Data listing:
....................

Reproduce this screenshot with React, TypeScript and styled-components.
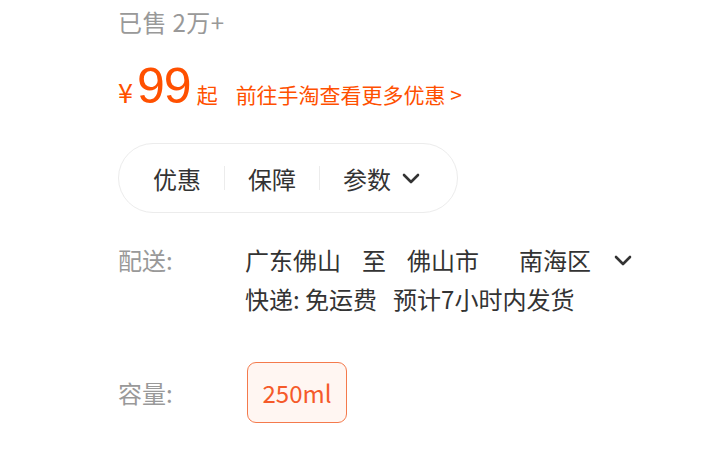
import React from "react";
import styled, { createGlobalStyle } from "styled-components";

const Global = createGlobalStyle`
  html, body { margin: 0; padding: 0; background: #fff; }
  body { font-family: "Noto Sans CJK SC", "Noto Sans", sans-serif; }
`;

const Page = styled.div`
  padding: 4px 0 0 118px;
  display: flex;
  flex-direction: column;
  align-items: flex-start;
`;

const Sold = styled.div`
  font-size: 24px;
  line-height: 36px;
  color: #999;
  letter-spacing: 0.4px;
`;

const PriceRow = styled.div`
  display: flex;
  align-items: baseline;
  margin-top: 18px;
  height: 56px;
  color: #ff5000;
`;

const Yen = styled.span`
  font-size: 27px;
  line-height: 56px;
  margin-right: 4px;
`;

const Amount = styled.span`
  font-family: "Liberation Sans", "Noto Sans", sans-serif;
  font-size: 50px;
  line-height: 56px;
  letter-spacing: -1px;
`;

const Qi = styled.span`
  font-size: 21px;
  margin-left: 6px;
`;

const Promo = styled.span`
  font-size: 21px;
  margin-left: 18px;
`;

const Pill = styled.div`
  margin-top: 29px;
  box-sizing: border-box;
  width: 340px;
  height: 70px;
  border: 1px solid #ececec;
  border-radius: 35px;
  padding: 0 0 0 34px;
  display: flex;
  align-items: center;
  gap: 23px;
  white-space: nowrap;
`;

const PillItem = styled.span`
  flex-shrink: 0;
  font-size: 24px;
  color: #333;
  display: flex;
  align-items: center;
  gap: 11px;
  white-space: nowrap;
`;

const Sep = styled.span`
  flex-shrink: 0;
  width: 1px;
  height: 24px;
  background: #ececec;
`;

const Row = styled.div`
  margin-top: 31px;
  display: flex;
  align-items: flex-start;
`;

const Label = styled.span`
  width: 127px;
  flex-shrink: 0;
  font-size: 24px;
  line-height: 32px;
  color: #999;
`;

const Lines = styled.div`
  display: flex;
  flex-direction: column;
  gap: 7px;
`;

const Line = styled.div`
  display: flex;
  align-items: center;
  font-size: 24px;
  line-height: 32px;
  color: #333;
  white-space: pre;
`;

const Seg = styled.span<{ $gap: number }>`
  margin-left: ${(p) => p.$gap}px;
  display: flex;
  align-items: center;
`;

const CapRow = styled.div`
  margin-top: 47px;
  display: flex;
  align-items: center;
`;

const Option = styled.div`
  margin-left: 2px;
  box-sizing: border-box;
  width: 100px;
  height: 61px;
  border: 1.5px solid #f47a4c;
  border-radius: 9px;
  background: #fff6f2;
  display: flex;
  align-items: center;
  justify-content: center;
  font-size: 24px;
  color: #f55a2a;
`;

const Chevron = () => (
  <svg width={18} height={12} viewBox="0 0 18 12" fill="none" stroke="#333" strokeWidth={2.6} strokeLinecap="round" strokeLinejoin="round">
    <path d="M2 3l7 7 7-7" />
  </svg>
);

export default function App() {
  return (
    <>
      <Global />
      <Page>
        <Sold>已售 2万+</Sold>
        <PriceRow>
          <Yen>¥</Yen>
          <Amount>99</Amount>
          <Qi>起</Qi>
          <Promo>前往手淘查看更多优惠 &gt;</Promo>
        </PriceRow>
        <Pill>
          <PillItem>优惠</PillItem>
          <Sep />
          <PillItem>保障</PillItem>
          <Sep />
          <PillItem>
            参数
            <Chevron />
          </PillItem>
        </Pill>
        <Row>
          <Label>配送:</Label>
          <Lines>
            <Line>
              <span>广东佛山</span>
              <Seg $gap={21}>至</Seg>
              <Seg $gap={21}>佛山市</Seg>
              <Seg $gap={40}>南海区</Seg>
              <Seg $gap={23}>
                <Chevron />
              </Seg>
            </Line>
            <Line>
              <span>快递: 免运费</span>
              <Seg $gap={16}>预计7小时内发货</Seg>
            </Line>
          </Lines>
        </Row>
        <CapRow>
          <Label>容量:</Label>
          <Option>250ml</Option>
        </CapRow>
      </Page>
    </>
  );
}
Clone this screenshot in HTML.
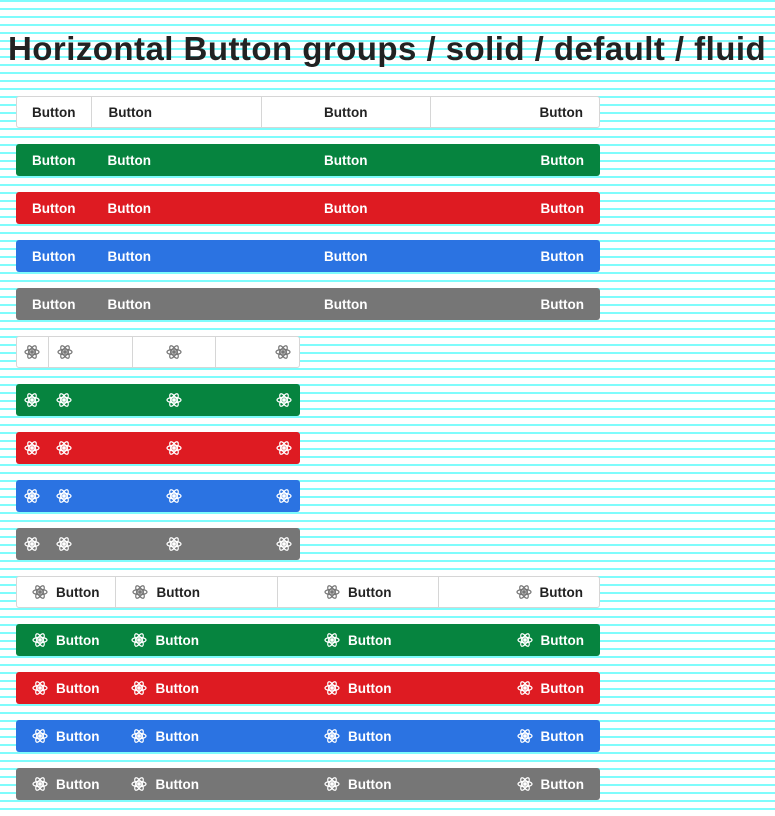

....................

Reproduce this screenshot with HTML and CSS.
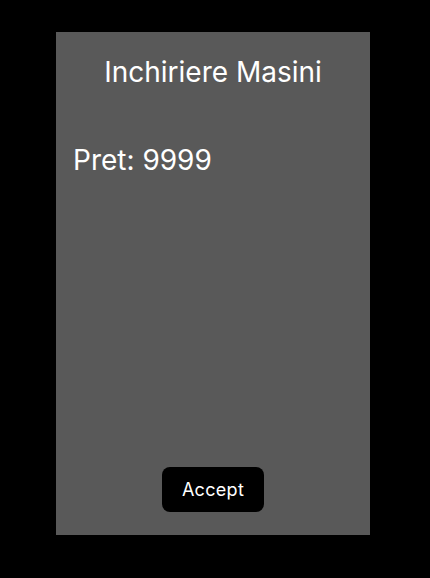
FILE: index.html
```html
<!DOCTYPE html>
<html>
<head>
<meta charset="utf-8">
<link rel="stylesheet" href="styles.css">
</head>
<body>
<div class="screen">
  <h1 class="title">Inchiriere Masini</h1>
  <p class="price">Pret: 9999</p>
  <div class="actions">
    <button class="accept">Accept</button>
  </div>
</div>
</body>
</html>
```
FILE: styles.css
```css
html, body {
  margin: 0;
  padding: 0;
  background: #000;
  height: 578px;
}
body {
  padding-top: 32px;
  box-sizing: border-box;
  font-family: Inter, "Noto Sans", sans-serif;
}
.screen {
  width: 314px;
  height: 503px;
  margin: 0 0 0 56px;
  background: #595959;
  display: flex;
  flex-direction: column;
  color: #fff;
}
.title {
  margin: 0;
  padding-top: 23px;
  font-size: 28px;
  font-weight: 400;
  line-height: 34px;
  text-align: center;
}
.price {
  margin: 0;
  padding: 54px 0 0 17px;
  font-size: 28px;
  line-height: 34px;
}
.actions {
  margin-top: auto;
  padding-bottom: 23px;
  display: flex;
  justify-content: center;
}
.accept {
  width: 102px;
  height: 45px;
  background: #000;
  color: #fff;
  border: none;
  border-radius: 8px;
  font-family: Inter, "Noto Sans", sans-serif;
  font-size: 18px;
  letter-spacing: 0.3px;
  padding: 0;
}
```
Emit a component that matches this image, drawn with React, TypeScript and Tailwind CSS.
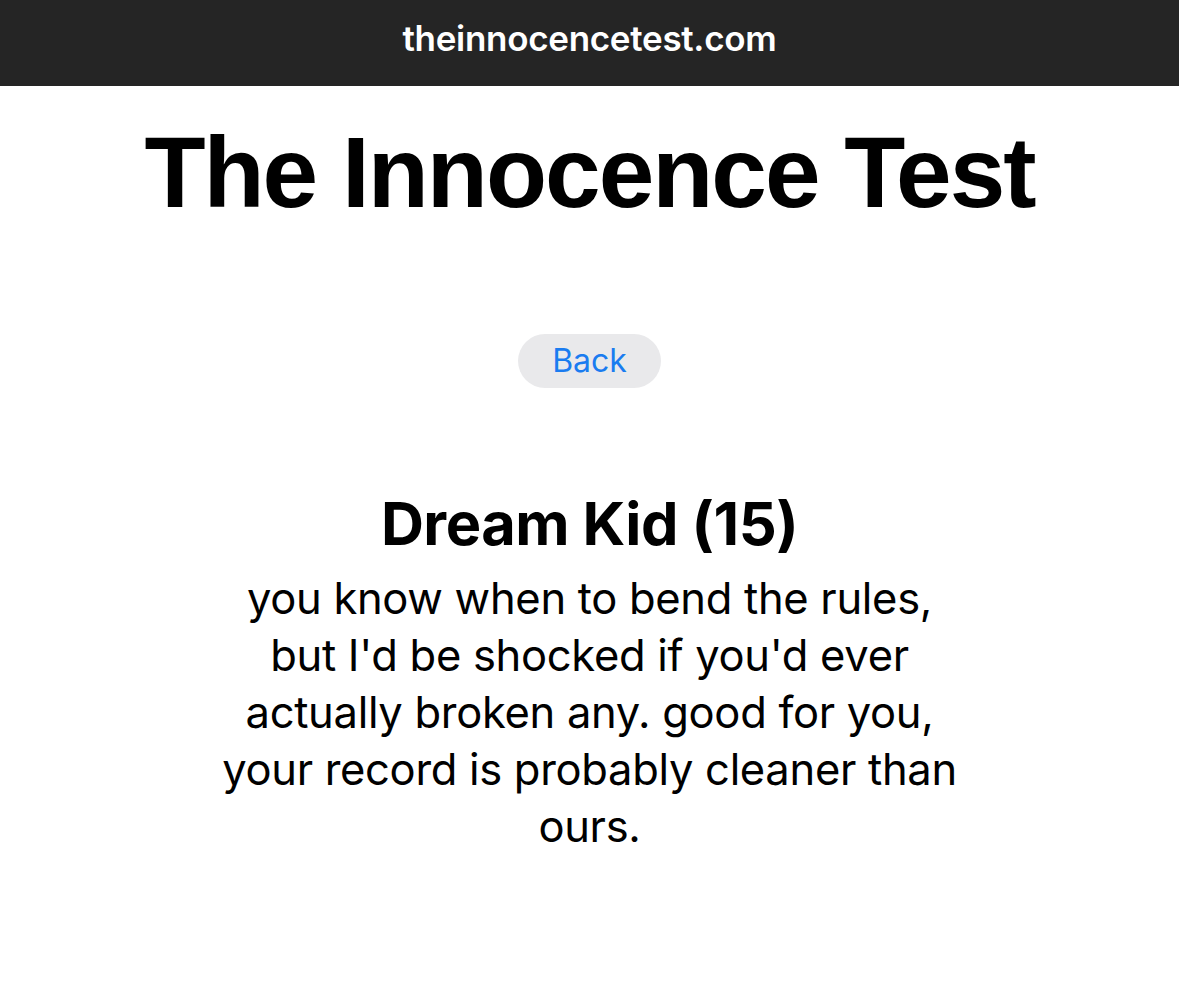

....................

> Instructions to follow
Write out the lines running from the one that contains "Reproduce this screenshot with HTML and CSS." through the one that contains "Emit a component", ends included, and nothing else. Pictures stay out of the copy.

> Final answer
Reproduce this screenshot with HTML and CSS.
FILE: index.html
```html
<!DOCTYPE html>
<html>
<head>
<meta charset="utf-8">
<link rel="stylesheet" href="styles.css">
</head>
<body>
<div class="screen">
  <h1 class="title">Inchiriere Masini</h1>
  <p class="price">Pret: 9999</p>
  <div class="actions">
    <button class="accept">Accept</button>
  </div>
</div>
</body>
</html>
```
FILE: styles.css
```css
html, body {
  margin: 0;
  padding: 0;
  background: #000;
  height: 578px;
}
body {
  padding-top: 32px;
  box-sizing: border-box;
  font-family: Inter, "Noto Sans", sans-serif;
}
.screen {
  width: 314px;
  height: 503px;
  margin: 0 0 0 56px;
  background: #595959;
  display: flex;
  flex-direction: column;
  color: #fff;
}
.title {
  margin: 0;
  padding-top: 23px;
  font-size: 28px;
  font-weight: 400;
  line-height: 34px;
  text-align: center;
}
.price {
  margin: 0;
  padding: 54px 0 0 17px;
  font-size: 28px;
  line-height: 34px;
}
.actions {
  margin-top: auto;
  padding-bottom: 23px;
  display: flex;
  justify-content: center;
}
.accept {
  width: 102px;
  height: 45px;
  background: #000;
  color: #fff;
  border: none;
  border-radius: 8px;
  font-family: Inter, "Noto Sans", sans-serif;
  font-size: 18px;
  letter-spacing: 0.3px;
  padding: 0;
}
```
Emit a component that matches this image, drawn with React, TypeScript and Tailwind CSS.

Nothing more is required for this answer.